§ Information shown:
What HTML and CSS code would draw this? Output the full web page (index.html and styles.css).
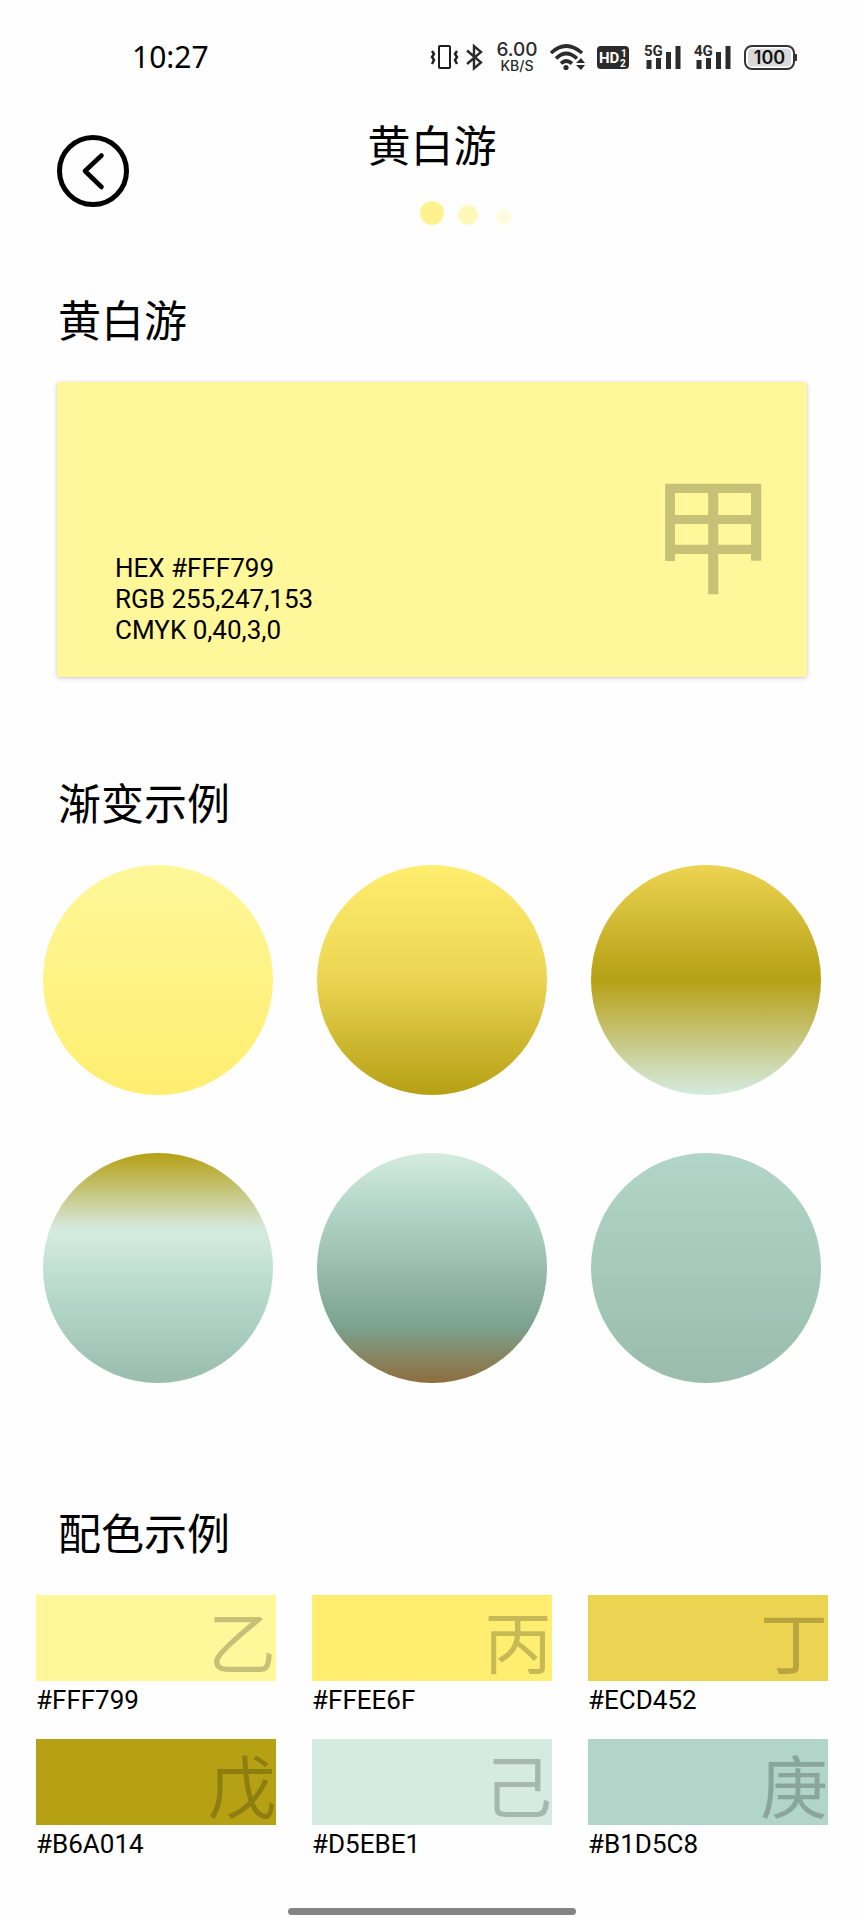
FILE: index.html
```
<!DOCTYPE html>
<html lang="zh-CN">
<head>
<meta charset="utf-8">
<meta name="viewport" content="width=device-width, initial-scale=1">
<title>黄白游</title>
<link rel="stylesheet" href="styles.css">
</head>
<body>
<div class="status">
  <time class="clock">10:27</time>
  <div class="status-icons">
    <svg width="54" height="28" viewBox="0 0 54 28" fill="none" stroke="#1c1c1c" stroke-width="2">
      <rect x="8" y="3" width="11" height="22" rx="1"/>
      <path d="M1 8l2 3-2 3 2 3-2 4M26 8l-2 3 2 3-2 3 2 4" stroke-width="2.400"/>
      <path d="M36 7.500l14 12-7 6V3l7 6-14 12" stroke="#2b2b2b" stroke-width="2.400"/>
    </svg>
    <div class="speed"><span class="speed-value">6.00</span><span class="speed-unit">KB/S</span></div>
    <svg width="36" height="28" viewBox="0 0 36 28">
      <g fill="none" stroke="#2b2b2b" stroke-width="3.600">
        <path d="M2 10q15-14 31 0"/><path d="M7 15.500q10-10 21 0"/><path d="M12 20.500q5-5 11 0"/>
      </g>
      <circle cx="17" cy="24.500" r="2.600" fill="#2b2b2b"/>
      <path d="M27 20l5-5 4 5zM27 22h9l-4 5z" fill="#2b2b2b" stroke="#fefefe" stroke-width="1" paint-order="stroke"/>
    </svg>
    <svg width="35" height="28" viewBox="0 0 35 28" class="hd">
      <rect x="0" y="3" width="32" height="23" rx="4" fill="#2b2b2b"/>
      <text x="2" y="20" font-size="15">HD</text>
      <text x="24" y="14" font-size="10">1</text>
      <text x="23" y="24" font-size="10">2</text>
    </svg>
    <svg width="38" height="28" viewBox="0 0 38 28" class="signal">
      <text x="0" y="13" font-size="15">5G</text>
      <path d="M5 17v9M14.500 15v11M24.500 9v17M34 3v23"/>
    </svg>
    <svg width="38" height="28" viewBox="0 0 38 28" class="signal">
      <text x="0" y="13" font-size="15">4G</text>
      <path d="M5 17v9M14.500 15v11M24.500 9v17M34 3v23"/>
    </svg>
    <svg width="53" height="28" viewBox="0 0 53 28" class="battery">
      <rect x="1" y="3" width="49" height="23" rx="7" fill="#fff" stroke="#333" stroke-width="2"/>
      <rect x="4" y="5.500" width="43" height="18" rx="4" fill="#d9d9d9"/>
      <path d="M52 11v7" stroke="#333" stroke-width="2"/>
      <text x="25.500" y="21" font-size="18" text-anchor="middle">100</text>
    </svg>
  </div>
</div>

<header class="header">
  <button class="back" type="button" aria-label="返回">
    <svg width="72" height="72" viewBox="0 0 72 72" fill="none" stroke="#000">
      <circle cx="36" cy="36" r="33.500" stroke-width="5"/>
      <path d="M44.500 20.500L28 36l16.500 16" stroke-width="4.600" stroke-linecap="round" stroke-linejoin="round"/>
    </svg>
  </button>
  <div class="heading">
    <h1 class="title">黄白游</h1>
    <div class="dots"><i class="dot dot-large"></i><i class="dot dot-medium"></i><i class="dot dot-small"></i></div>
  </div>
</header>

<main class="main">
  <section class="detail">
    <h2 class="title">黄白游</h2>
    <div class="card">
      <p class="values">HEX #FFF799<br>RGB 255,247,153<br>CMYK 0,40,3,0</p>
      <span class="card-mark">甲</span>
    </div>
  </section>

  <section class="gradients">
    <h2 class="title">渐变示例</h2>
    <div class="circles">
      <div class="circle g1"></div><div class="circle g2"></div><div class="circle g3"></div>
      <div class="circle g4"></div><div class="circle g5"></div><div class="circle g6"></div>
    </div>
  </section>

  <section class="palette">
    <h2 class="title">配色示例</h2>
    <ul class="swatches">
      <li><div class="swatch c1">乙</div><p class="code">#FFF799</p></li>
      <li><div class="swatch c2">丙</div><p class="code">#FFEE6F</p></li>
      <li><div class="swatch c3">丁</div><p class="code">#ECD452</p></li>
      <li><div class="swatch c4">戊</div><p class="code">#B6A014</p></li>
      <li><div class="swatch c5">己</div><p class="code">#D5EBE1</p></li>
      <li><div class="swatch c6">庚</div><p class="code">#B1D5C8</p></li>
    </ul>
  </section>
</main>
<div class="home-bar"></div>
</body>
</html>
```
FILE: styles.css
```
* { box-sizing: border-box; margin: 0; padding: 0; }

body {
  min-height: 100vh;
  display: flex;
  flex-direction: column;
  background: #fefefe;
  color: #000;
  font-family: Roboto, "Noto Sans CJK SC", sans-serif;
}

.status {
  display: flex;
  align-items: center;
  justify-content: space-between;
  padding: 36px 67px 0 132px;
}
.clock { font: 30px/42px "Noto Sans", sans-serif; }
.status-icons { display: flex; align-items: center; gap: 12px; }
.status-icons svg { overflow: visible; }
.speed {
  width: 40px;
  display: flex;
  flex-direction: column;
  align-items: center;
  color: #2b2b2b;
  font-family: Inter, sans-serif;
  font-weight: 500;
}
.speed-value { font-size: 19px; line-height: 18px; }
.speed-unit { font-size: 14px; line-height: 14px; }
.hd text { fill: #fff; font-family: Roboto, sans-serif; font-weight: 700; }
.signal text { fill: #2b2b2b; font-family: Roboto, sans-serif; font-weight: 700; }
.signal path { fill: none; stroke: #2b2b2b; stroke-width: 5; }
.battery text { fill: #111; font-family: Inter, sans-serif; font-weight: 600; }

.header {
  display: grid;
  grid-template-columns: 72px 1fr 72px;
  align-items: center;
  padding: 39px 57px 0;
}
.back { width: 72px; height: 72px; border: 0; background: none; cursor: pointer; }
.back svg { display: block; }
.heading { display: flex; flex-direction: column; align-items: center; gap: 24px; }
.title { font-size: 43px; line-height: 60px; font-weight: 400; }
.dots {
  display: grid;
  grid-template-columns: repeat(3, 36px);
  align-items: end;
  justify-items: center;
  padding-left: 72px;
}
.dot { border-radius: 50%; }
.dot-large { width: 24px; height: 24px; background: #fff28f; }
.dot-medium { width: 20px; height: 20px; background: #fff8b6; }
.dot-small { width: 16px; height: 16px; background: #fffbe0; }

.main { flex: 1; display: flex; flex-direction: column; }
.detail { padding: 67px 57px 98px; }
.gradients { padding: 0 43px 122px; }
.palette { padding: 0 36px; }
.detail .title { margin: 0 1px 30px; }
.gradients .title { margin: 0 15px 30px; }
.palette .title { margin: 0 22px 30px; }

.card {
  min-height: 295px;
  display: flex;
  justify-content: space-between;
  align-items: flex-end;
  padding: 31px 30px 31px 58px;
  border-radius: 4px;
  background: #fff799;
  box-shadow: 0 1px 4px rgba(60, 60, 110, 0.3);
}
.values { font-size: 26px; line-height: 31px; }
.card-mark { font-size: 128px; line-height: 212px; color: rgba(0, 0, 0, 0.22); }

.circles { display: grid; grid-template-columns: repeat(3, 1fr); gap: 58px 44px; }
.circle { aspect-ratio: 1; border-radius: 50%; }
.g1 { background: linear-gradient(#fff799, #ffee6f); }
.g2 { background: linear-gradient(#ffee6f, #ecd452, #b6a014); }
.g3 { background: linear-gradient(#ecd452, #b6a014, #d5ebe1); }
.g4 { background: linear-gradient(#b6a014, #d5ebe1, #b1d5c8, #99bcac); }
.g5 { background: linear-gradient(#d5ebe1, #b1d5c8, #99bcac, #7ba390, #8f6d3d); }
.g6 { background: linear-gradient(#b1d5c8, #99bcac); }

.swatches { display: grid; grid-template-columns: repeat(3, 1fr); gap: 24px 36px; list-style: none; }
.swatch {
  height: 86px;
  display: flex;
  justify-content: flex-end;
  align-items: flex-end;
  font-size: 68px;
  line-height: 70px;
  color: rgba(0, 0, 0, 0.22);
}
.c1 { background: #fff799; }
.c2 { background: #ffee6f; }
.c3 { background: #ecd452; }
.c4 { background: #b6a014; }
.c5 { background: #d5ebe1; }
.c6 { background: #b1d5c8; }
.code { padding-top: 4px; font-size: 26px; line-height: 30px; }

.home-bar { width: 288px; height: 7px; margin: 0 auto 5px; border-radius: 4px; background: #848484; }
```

* * *

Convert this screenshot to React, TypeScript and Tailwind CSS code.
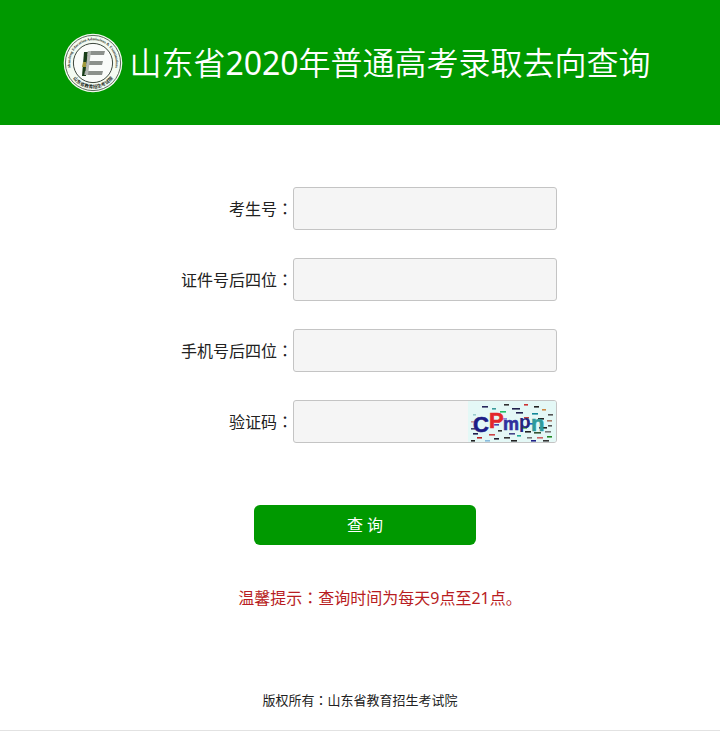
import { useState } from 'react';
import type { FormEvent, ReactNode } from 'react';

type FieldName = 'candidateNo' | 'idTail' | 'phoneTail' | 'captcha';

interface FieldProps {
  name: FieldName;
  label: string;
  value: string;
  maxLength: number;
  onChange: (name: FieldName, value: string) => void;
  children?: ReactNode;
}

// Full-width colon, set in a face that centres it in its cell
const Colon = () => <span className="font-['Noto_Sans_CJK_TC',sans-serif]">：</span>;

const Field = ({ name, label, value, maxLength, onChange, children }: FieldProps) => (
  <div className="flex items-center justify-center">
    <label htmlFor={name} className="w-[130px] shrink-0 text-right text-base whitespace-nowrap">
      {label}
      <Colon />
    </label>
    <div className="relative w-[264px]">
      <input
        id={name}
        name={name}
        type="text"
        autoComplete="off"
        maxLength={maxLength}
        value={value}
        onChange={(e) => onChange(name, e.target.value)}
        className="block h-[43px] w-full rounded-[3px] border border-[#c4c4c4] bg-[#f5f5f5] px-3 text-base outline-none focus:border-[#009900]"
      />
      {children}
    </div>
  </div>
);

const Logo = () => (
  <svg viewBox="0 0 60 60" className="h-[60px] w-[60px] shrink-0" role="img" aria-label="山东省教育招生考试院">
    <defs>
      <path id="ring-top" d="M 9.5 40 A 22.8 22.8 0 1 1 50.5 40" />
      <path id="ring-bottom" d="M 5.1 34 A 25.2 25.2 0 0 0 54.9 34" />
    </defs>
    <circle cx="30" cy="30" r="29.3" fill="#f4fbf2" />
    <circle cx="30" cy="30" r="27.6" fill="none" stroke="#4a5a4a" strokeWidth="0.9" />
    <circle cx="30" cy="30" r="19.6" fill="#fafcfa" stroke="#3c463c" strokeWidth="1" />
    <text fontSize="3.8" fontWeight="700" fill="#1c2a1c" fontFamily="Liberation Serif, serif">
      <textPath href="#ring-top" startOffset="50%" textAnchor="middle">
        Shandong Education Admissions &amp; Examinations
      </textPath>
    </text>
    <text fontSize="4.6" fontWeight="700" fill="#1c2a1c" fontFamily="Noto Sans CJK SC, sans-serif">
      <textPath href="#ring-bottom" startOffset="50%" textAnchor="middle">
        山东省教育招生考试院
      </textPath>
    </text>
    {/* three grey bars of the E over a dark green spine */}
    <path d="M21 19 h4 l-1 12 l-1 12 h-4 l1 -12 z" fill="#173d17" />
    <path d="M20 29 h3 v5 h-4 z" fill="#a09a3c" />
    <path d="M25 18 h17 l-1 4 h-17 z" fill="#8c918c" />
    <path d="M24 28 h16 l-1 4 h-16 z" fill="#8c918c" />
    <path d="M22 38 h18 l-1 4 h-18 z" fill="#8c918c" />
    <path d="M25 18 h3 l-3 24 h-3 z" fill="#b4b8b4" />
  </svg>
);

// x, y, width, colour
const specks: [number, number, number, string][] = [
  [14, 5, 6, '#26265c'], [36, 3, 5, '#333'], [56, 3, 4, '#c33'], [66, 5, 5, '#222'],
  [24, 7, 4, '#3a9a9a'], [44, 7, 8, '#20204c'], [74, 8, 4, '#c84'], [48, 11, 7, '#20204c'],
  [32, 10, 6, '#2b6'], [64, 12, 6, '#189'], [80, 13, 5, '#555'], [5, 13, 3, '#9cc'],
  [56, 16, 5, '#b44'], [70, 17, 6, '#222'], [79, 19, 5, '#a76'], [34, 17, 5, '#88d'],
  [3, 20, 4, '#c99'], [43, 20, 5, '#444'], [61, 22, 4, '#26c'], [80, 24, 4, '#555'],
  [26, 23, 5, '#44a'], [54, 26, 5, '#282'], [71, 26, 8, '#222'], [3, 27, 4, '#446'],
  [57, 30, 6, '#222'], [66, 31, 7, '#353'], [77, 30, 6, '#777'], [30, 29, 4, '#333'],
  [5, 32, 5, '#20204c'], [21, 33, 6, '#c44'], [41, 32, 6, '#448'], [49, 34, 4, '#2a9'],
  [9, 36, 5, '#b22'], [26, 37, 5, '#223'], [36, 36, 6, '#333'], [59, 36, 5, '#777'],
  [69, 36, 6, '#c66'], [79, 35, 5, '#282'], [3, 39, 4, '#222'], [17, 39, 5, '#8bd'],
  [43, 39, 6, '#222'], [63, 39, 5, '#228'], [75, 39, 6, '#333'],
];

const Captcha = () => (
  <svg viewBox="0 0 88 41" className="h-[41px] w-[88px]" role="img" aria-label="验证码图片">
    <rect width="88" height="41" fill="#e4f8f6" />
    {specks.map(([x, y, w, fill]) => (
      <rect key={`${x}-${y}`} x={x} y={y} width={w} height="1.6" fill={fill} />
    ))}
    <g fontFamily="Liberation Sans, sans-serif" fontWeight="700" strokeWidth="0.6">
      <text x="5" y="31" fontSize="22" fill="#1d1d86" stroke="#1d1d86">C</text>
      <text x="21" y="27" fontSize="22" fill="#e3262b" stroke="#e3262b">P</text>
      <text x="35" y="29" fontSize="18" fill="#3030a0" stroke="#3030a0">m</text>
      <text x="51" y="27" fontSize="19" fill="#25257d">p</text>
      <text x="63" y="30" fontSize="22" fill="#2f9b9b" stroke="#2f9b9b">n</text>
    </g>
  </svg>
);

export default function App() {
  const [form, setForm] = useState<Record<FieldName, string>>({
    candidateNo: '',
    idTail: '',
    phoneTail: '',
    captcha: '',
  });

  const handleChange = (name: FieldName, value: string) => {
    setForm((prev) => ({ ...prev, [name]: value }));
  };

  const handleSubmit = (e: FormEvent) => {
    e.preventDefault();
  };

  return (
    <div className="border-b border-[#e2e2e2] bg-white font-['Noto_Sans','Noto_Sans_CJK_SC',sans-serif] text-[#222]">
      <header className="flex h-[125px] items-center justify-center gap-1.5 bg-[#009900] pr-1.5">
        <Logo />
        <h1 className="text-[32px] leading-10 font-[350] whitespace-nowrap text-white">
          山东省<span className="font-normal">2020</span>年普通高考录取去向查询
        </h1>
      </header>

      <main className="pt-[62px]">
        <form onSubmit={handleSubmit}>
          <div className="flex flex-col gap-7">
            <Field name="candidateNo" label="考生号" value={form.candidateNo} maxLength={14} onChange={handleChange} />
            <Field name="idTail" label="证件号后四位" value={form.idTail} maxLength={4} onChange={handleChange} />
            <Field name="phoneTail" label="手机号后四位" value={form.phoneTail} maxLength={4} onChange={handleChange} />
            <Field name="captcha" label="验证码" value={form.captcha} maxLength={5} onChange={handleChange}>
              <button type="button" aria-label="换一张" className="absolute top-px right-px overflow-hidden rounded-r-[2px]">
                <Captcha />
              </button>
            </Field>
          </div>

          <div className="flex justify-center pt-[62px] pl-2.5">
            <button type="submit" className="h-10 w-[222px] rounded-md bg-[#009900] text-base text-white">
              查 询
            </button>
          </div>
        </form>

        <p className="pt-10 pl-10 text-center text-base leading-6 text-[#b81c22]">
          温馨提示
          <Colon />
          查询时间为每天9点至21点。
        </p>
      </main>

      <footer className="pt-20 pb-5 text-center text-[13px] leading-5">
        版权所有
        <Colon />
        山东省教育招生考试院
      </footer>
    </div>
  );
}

§ Exercise description: Restate word for word the lines that begin at the one with "Convert this screenshot" and end at the one with "type FieldName = 'candidateNo'", including both, and leave every picture aside.

§ Solution to this exercise:
Convert this screenshot to React, TypeScript and Tailwind CSS code.
import { useState } from 'react';
import type { FormEvent, ReactNode } from 'react';

type FieldName = 'candidateNo' | 'idTail' | 'phoneTail' | 'captcha';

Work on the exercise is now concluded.